B. Was the Further Second Review Decision reasonable?
[39] The Respondent submits the Decision is reasonable. The Respondent submits the Applicant failed to submit sufficient evidence to the CRA to support his assertion that he earned $5,000 of net self-employment income in 2019, 2020, or in the 12 months before his CRB application.
[40] I agree, and find the Decision on the merits is transparent, intelligible and most fully justified by the record in this case.
[41] As I understand matters, income tax returns are self-reported and may be initially accepted by CRA at face value, with resulting Notices of Assessment issued which simply reflect information provided by the taxpayer. It is trite to observe information in self-reported income tax returns is accepted subject to audit and or reassessment by CRA. It is also well-established and undisputed law in this Court that Notices of Assessment under the Income Tax Act are not conclusive proof of income: Aryan v Canada (Attorney General), 2022 FC 139 at paragraph 35 [per Strickland J]. See also Hussain v Canada (Revenue Agency), 2023 FC 1382 at paragraph 22 citing Virani v Canada (The Attorney General), 2022 FC 1480 at paragraph 16; Singh v Canada (Attorney General), 2024 FC 51 at paragraph 36 [Singh, per Gascon J]. I am unable to see how it could be otherwise given Notices of Assessment are issued subject to audit under the Income Tax Act even given Vatankhah v Canada (Attorney General), 2025 FC 235 [per Zinn J].
[42] The Applicant says his invoices must be accepted as proof of income earned and received by him. I was given no authority for that proposition. In fact, as just noted, that is not the law again even accepting Vatankhah v Canada (Attorney General), 2025 FC 235. Proof an invoice was sent is simple proof someone sent an invoice to a recipient. I appreciate some income taxes are by statute payable on an accrual basis, that is, without or not payment is received under the or otherwise. But we are not dealing with income tax legislation, but instead the CBR Act as noted above and I need not consider this point further.

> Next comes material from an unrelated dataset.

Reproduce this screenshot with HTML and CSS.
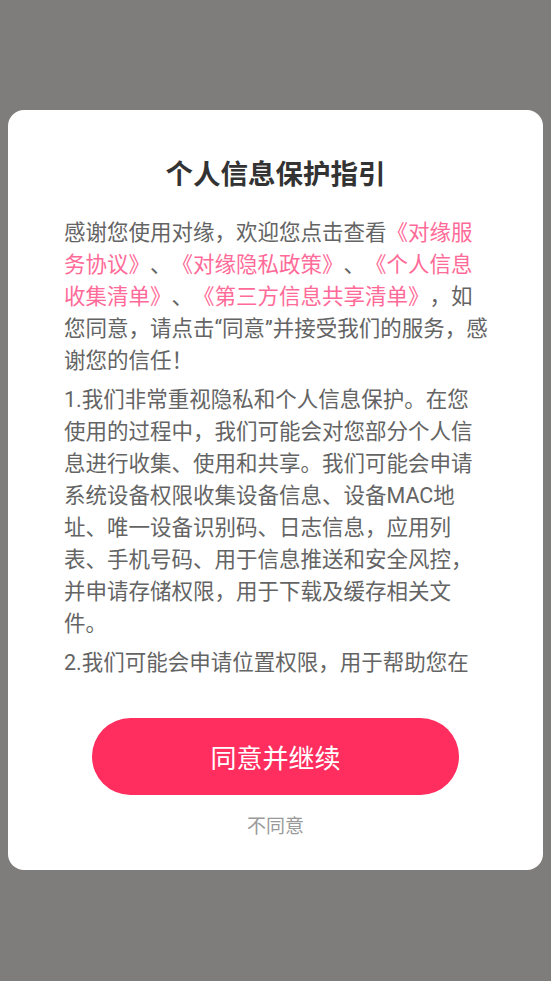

[43] On the issue of whether an invoice constitutes proof of payment in the CRB context I note Guillemette v Canada (Attorney General), 2025 FC 250. There my colleague Justice Battista held the CRA may reasonably ask for more that simply a bare invoice to establish income was earned and received by a CRB recipient, which is what CRA reasonably did in this case:
[23] This statutory interpretation argument was not placed before the decision maker and therefore no interpretation of the statute on this point appears in the reasons. Nevertheless, it is reasonable to interpret the statute as referring to income actually received rather than income which is expected to be received (Imbewa v Canada (Attorney General), 2024 FC 1495 at paras 17-18). The Second Reviewer applied a reasonable interpretation of the statute, given that the statute is not “overwhelmingly” in favour of only one reasonable interpretation (Vavilov at para 124).

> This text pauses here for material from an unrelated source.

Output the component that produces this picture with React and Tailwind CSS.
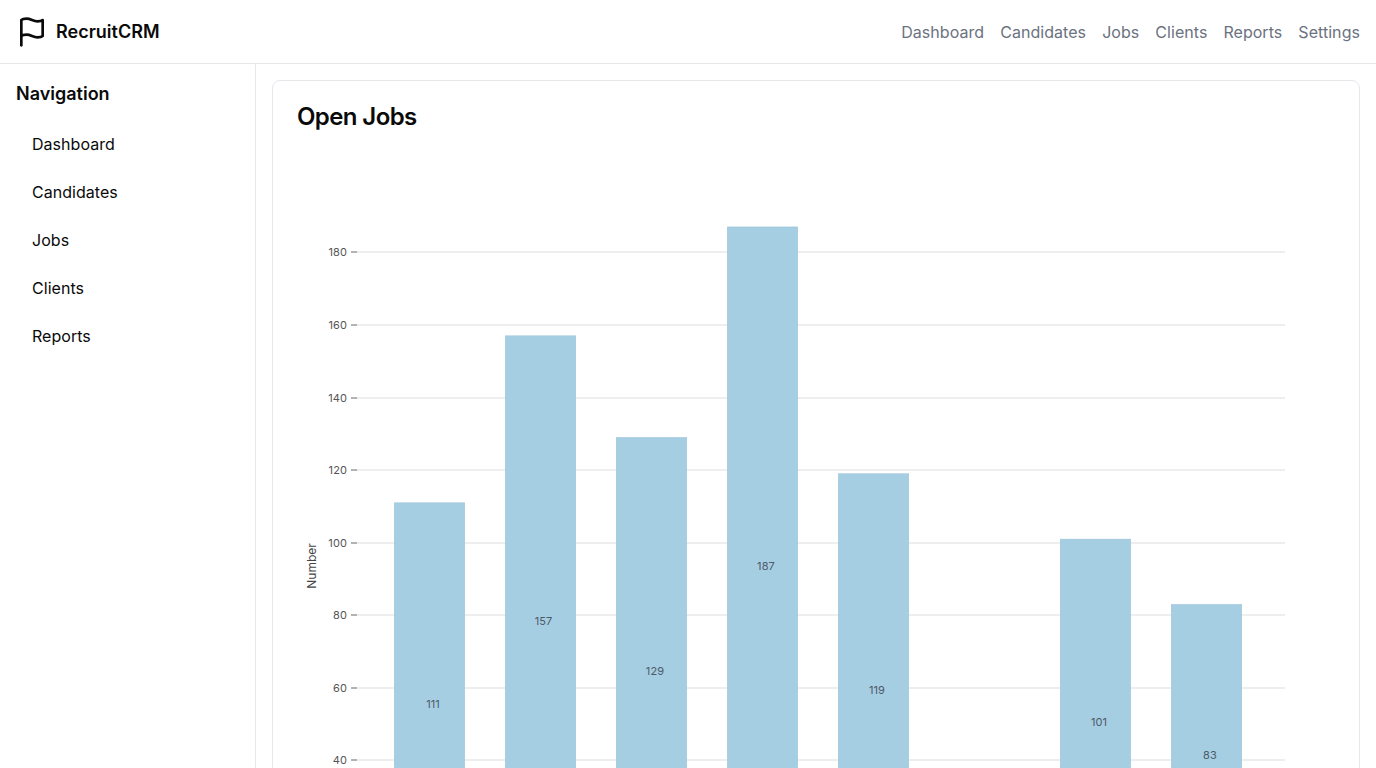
import React from "react";

const topNav = ["Dashboard", "Candidates", "Jobs", "Clients", "Reports", "Settings"];
const sideNav = ["Dashboard", "Candidates", "Jobs", "Clients", "Reports"];
const ticks = [
  [180, 252], [160, 325], [140, 398], [120, 470], [100, 543], [80, 615], [60, 688], [40, 760],
];
const bars = [
  { x: 394, v: 111, lx: 433, ly: 704 },
  { x: 505, v: 157, lx: 543.5, ly: 621 },
  { x: 616, v: 129, lx: 655, ly: 671 },
  { x: 727, v: 187, lx: 766, ly: 566 },
  { x: 838, v: 119, lx: 877, ly: 690 },
  { x: 1060, v: 101, lx: 1099, ly: 722 },
  { x: 1171, v: 83, lx: 1210, ly: 755 },
];
const y0 = 905.5;
const k = 3.63;

function Chart() {
  return (
    <svg className="block mt-2" width="1038" height="800" viewBox="297 137 1038 800">
      {ticks.map(([v, y]) => (
        <g key={v}>
          <line x1="357" x2="1285" y1={y} y2={y} stroke="#eeeeee" strokeWidth="2" />
          <line x1="351" x2="357" y1={y} y2={y} stroke="#666666" strokeWidth="1" />
          <text x="347" y={y + 4} textAnchor="end" fontSize="11" letterSpacing="0.1" fill="#555555">{v}</text>
        </g>
      ))}
      <text transform="translate(316 566) rotate(-90)" textAnchor="middle" fontSize="12" fill="#444444">Number</text>
      {bars.map((b) => (
        <g key={b.v}>
          <rect x={b.x + 0.25} y={y0 - b.v * k + 0.25} width="70.5" height={b.v * k} fill="#a6cee3" stroke="#98c0d6" strokeWidth="0.5" />
          <text x={b.lx} y={b.ly + 4} textAnchor="middle" fontSize="11" letterSpacing="0.1" fill="#4d5a68">{b.v}</text>
        </g>
      ))}
    </svg>
  );
}

export default function App() {
  return (
    <div className="h-screen overflow-hidden bg-white text-[#0a0a0a] font-['Inter',sans-serif]">
      <header className="h-16 border-b border-[#e5e7eb] flex items-center justify-between pl-4 pr-4">
        <div className="flex items-center gap-2">
          <svg width="32" height="32" viewBox="0 0 24 24" fill="none" stroke="currentColor" strokeWidth="2" strokeLinecap="round" strokeLinejoin="round">
            <path d="M4 15s1-1 4-1 5 2 8 2 4-1 4-1V3s-1 1-4 1-5-2-8-2-4 1-4 1z" />
            <line x1="4" y1="22" x2="4" y2="15" />
          </svg>
          <span className="text-lg font-semibold">RecruitCRM</span>
        </div>
        <nav className="flex items-center gap-4">
          {topNav.map((t) => (
            <a key={t} className="text-base tracking-[0.05px] text-[#6b7280]">{t}</a>
          ))}
        </nav>
      </header>
      <div className="flex">
        <aside className="w-64 shrink-0 border-r border-[#e5e7eb] p-4 h-[704px]">
          <h2 className="text-lg font-semibold mb-3">Navigation</h2>
          <ul>
            {sideNav.map((t) => (
              <li key={t} className="px-4 py-3 text-base tracking-[0.04px]">{t}</li>
            ))}
          </ul>
        </aside>
        <main className="flex-1 p-4 min-w-0">
          <section className="rounded-lg border border-[#e5e7eb] p-6">
            <h1 className="text-2xl font-semibold leading-none tracking-tight">Open Jobs</h1>
            <Chart />
          </section>
        </main>
      </div>
    </div>
  );
}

[24] The Respondent is correct in pointing out that even if the Applicant’s interpretation were to be accepted, the Applicant was given the opportunity to provide bank statements for 2020 to substantiate that she had been paid amounts owed in 2019. She did not avail herself of that opportunity. As mentioned, CRA is empowered by statute to ask for any information required to determine eligibility. It did not have to merely accept the Applicant’s invoices as determinative of income.
[Emphasis added]
[44] The Respondent also points out that while an Applicant is entitled to amend deductions for income tax purposes, that does not apply in the case at bar, where the Applicant requested an amendment not to correct a mistake, but to rejig earnings and expenses to make themselves eligible for benefits they were not otherwise eligible to receive: “an amendment made for the sole purpose of being eligible for the CRB does not have the effect of altering the fact that the net income of [an Applicant] did not exceed the $5,000 threshold”
: Lavigne v Canada (Attorney General), 2023 FC 1182 at paragraph 37 [per Gascon J]. I agree with Justice Gascon and apply this finding to this case.
[45] At the hearing the Applicant indicated he could obtain evidence from the company he invoiced that it paid him cash as he alleges. That may or may not be the case. This is judicial review of the record which contains no such evidence.
[46] Respectfully, I agree with the Respondent that in light of the lack of evidence for the Applicant’s income, the Officer’s Decision is reasonable. The Decision transparently and meaningfully grapples with the issues, is justified by the record and constraining law, and is intelligible and adds up.
VII. Conclusion
[47] Therefore this application for judicial review must be dismissed.
VIII. Costs
[48] I will not order costs in this case.